The stakeholders are plenty, Reed said, and include fans of the sport, the horse breeders, owners and trainers, the backstretch workers, and the various small businesses that provide services all along the way, such as horse dentists, veterinarians, and leather workers. They’ve all got their concerns and their interests are frequently at odds with each other, Reed said. “Who do you worry about the most?”
Men and women in the industry believe the people at the bottom of the pyramid are unseen and forgotten by lawmakers.
“We’re out there fighting for the jobs and the employees that we have,” said Billy Boniface, a leading breeder in the state. “There’s a huge base that a lot of people don’t get to see.”
Mary Elizabeth “Cricket” Goodall, of the Maryland Horse Breeders Association, said the farm workers and other components serving the racing industry make up “a whole segment that it would be difficult” to quantify, but, she said, “When they start cutting (days), it exponentially hits other parts of the industry.”
In Laurel, Outback Leather’s fate would likely fall somewhere in the middle of Reed’s pyramid. Ron Sargent, owner of the tack and repair shop, gets roughly a third of his business from the race track. The rest comes from owners of recreational horses.

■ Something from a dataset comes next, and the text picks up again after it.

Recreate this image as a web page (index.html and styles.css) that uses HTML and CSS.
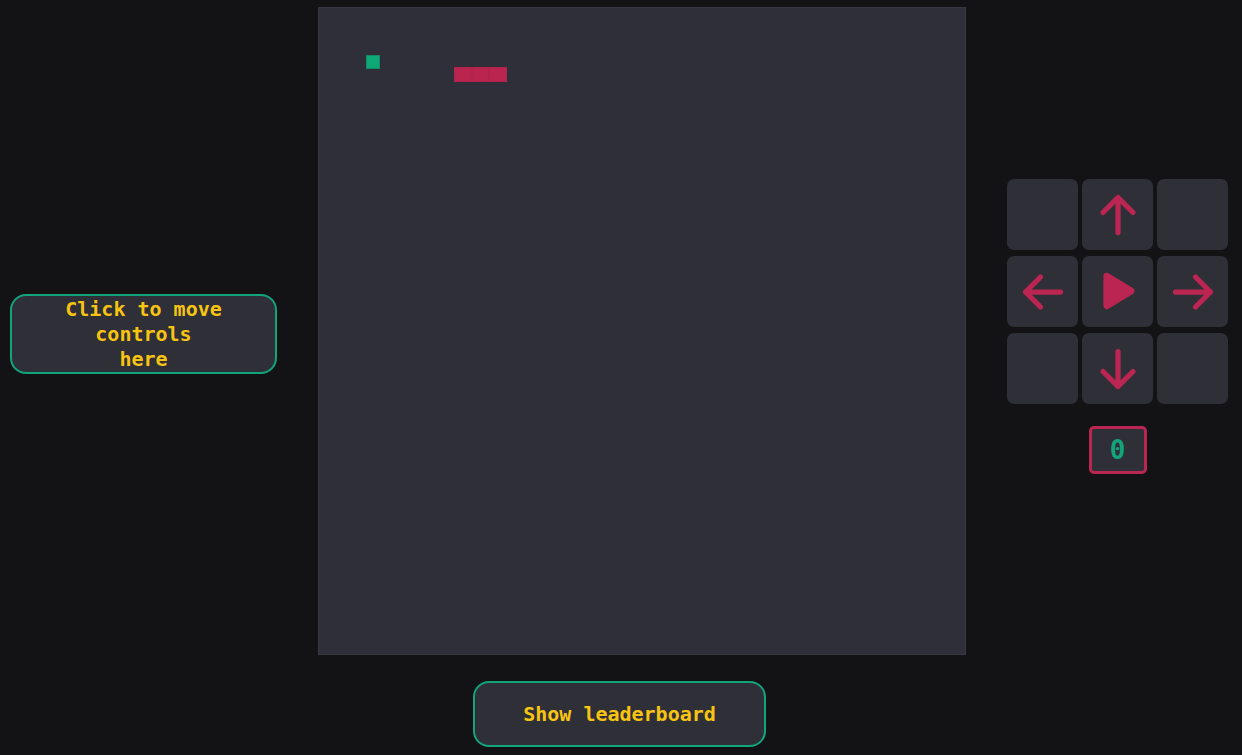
FILE: index.html
```html
<!DOCTYPE html>
<html lang="en">
<head>
<meta charset="utf-8">
<title>Snake</title>
<link rel="stylesheet" href="styles.css">
</head>
<body>
<div class="page">
  <div class="game-row">
    <div class="left-panel">
      <button class="move-btn">Click to move<br>controls<br>here</button>
    </div>
    <div class="board">
      <div class="food"></div>
      <div class="snake">
        <span class="seg"></span><span class="seg"></span><span class="seg"></span>
      </div>
    </div>
    <div class="right-panel">
      <div class="pad">
        <button class="key"></button>
        <button class="key">
          <svg viewBox="0 0 24 24" class="ico"><path d="M12 19V5M6 11 12 5l6 6"/></svg>
        </button>
        <button class="key"></button>
        <button class="key">
          <svg viewBox="0 0 24 24" class="ico"><path d="M19 12H5M11 6 5 12l6 6"/></svg>
        </button>
        <button class="key">
          <svg viewBox="0 0 24 24" class="play"><path d="M7 5.4 17.8 12 7 18.6Z"/></svg>
        </button>
        <button class="key">
          <svg viewBox="0 0 24 24" class="ico"><path d="M5 12h14M13 6l6 6-6 6"/></svg>
        </button>
        <button class="key"></button>
        <button class="key">
          <svg viewBox="0 0 24 24" class="ico"><path d="M12 5v14M6 13l6 6 6-6"/></svg>
        </button>
        <button class="key"></button>
      </div>
      <div class="score">0</div>
    </div>
  </div>
  <div class="footer">
    <button class="leader-btn">Show leaderboard</button>
  </div>
</div>
</body>
</html>
```
FILE: styles.css
```css
* { box-sizing: border-box; }
html, body {
  margin: 0;
  padding: 0;
  background: #131316;
}
body {
  font-family: "DejaVu Sans Mono", "Liberation Mono", monospace;
  width: 1242px;
  height: 755px;
  overflow: hidden;
}
.page {
  display: flex;
  flex-direction: column;
}
.game-row {
  display: flex;
  align-items: flex-start;
  padding-top: 7px;
}
.left-panel {
  width: 318px;
  padding-left: 10px;
}
.move-btn {
  margin-top: 287px;
  width: 267px;
  height: 80px;
  background: #2f2f38;
  border: 2px solid #12a57b;
  border-radius: 16px;
  color: #f7c412;
  font-family: inherit;
  font-weight: bold;
  font-size: 20px;
  line-height: 25px;
  padding: 0;
  text-align: center;
}
.board {
  position: relative;
  width: 648px;
  height: 648px;
  background: #2f2f39;
  border: 1px solid #383842;
  flex: none;
}
.food {
  position: absolute;
  left: 47px;
  top: 47px;
  width: 14px;
  height: 14px;
  background: #0fa978;
  border: 1px solid #168a66;
}
.snake {
  position: absolute;
  left: 135px;
  top: 59px;
  display: flex;
}
.seg {
  width: 17.6px;
  height: 15px;
  background: #ba2550;
  border: 1px solid #b1244c;
}
.right-panel {
  margin-left: 41px;
  margin-top: 172px;
  display: flex;
  flex-direction: column;
  align-items: center;
  width: 221px;
}
.pad {
  display: grid;
  grid-template-columns: repeat(3, 71px);
  grid-template-rows: repeat(3, 71px);
  gap: 6px 4px;
}
.key {
  background: #2f2f38;
  border: none;
  border-radius: 7px;
  padding: 0;
  display: flex;
  align-items: center;
  justify-content: center;
}
.ico {
  width: 60px;
  height: 60px;
  fill: none;
  stroke: #bb2552;
  stroke-width: 2.1;
  stroke-linecap: round;
  stroke-linejoin: round;
}
.play {
  width: 54px;
  height: 54px;
  fill: #bb2552;
  stroke: #bb2552;
  stroke-width: 3;
  stroke-linejoin: round;
  margin-left: 1px;
  margin-top: -2px;
}
.score {
  margin-top: 22px;
  width: 58px;
  height: 48px;
  border: 3px solid #bb2552;
  border-radius: 5px;
  background: #2f2f38;
  color: #12a57b;
  font-weight: bold;
  font-size: 26px;
  display: flex;
  align-items: center;
  justify-content: center;
}
.footer {
  display: flex;
  justify-content: center;
  padding-top: 26px;
  padding-right: 3px;
}
.leader-btn {
  width: 293px;
  height: 66px;
  background: #2f2f38;
  border: 2px solid #12a57b;
  border-radius: 16px;
  color: #f7c412;
  font-family: inherit;
  font-weight: bold;
  font-size: 20px;
  padding: 0;
}
```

Sargent doesn’t think he’s likely to go out of business, even if racing were to completely disappear. But if the troubled sport falls back further, it’s “gonna put a crunch on us,” Sargent said.

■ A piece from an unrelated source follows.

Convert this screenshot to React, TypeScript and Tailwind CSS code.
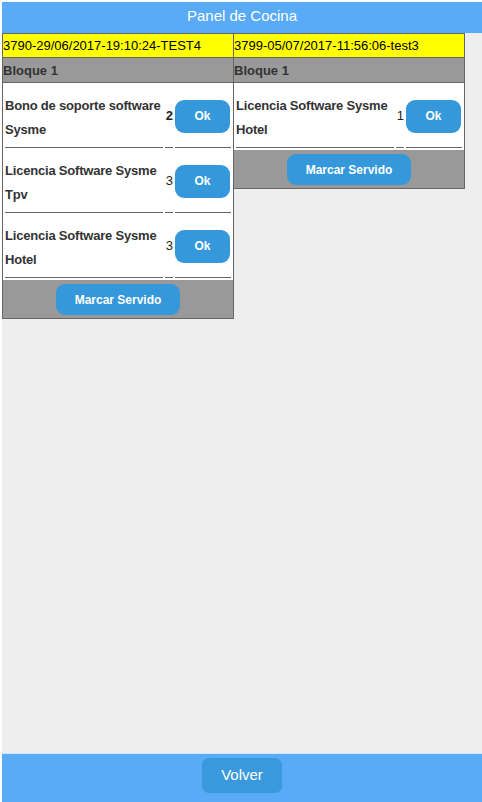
import React from "react"

type Item = {
  name: string
  qty: number
  strong?: boolean
}

type Order = {
  id: string
  block: string
  items: Item[]
}

const orders: Order[] = [
  {
    id: "3790-29/06/2017-19:10:24-TEST4",
    block: "Bloque 1",
    items: [
      { name: "Bono de soporte software Sysme", qty: 2, strong: true },
      { name: "Licencia Software Sysme Tpv", qty: 3 },
      { name: "Licencia Software Sysme Hotel", qty: 3 },
    ],
  },
  {
    id: "3799-05/07/2017-11:56:06-test3",
    block: "Bloque 1",
    items: [{ name: "Licencia Software Sysme Hotel", qty: 1 }],
  },
]

const OrderCard = ({ order }: { order: Order }) => {
  return (
    <div className="w-[232px] border border-[#666] bg-white">
      <div className="h-[24px] border-b border-[#666] bg-[#ffff00] text-[13px] leading-[24px] text-black">
        {order.id}
      </div>
      <div className="h-[25px] border-b border-[#666] bg-[#999] text-[13px] font-bold leading-[25px] text-[#333]">
        {order.block}
      </div>
      <table className="w-full table-fixed border-separate border-spacing-[2px] bg-white">
        <colgroup>
          <col />
          <col className="w-[8px]" />
          <col className="w-[56px]" />
        </colgroup>
        <tbody>
          {order.items.map((item, i) => (
            <tr key={i}>
              <td className="border-b border-[#666] pt-[9px] pb-[5px] align-middle text-[13px] font-bold leading-[24px] tracking-[-0.2px] text-[#333]">
                {item.name}
              </td>
              <td
                className={
                  item.strong
                    ? "border-b border-[#666] text-right align-middle text-[13px] font-bold text-[#222]"
                    : "border-b border-[#666] text-right align-middle text-[13px] text-[#222]"
                }
              >
                {item.qty}
              </td>
              <td className="border-b border-[#666] align-middle">
                <button className="h-[33px] w-[55px] rounded-[9px] bg-[#3498db] text-[12px] font-bold text-white">
                  Ok
                </button>
              </td>
            </tr>
          ))}
        </tbody>
      </table>
      <div className="flex justify-center bg-[#999] pt-[4px] pb-[3px]">
        <button className="h-[31px] rounded-[9px] bg-[#3498db] px-[19px] text-[12px] font-bold text-white">
          Marcar Servido
        </button>
      </div>
    </div>
  )
}

const App = () => {
  return (
    <div className="h-[802px] bg-white pl-[2px] pt-[2px] font-['Liberation_Sans',Arial,sans-serif]">
      <div className="flex h-[800px] flex-col bg-[#eeeeee]">
        <div className="h-[31px] shrink-0 bg-[#59abf8] text-center text-[15px] leading-[27px] text-white">
          Panel de Cocina
        </div>
        <div className="flex flex-1 items-start">
          {orders.map((order, i) => (
            <div key={i} className={i > 0 ? "-ml-px" : ""}>
              <OrderCard order={order} />
            </div>
          ))}
        </div>
        <div className="flex h-[49px] shrink-0 justify-center border-t border-[#cfe6fb] bg-[#59abf8] pt-[4px]">
          <button className="h-[35px] rounded-[7px] bg-[#3a99dc] px-[19px] text-[15px] text-white">
            Volver
          </button>
        </div>
      </div>
    </div>
  )
}

export default App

The racers are “the quick money,” his bread and butter, Sargent said. “We can’t afford to be without them.”
Henry Holloway of The Mill in Bel Air provided Boniface’s Bonita Farm with $98,000 in feed for its race horses. If breeding farms like Bonita and Country Life, both in Harford County, were forced out of state, Holloway said he would move part of his business with them and fire 30 people – even though racing provides him with only one-third of his business.
“They’re letting a valuable industry that employs a lot of people…go down the tubes,” Holloway said. He’s already mapped out his contingency plan. “If the Maryland racing industry goes away, we’re going to move to Pennsylvania” and he has already scoped out a spot.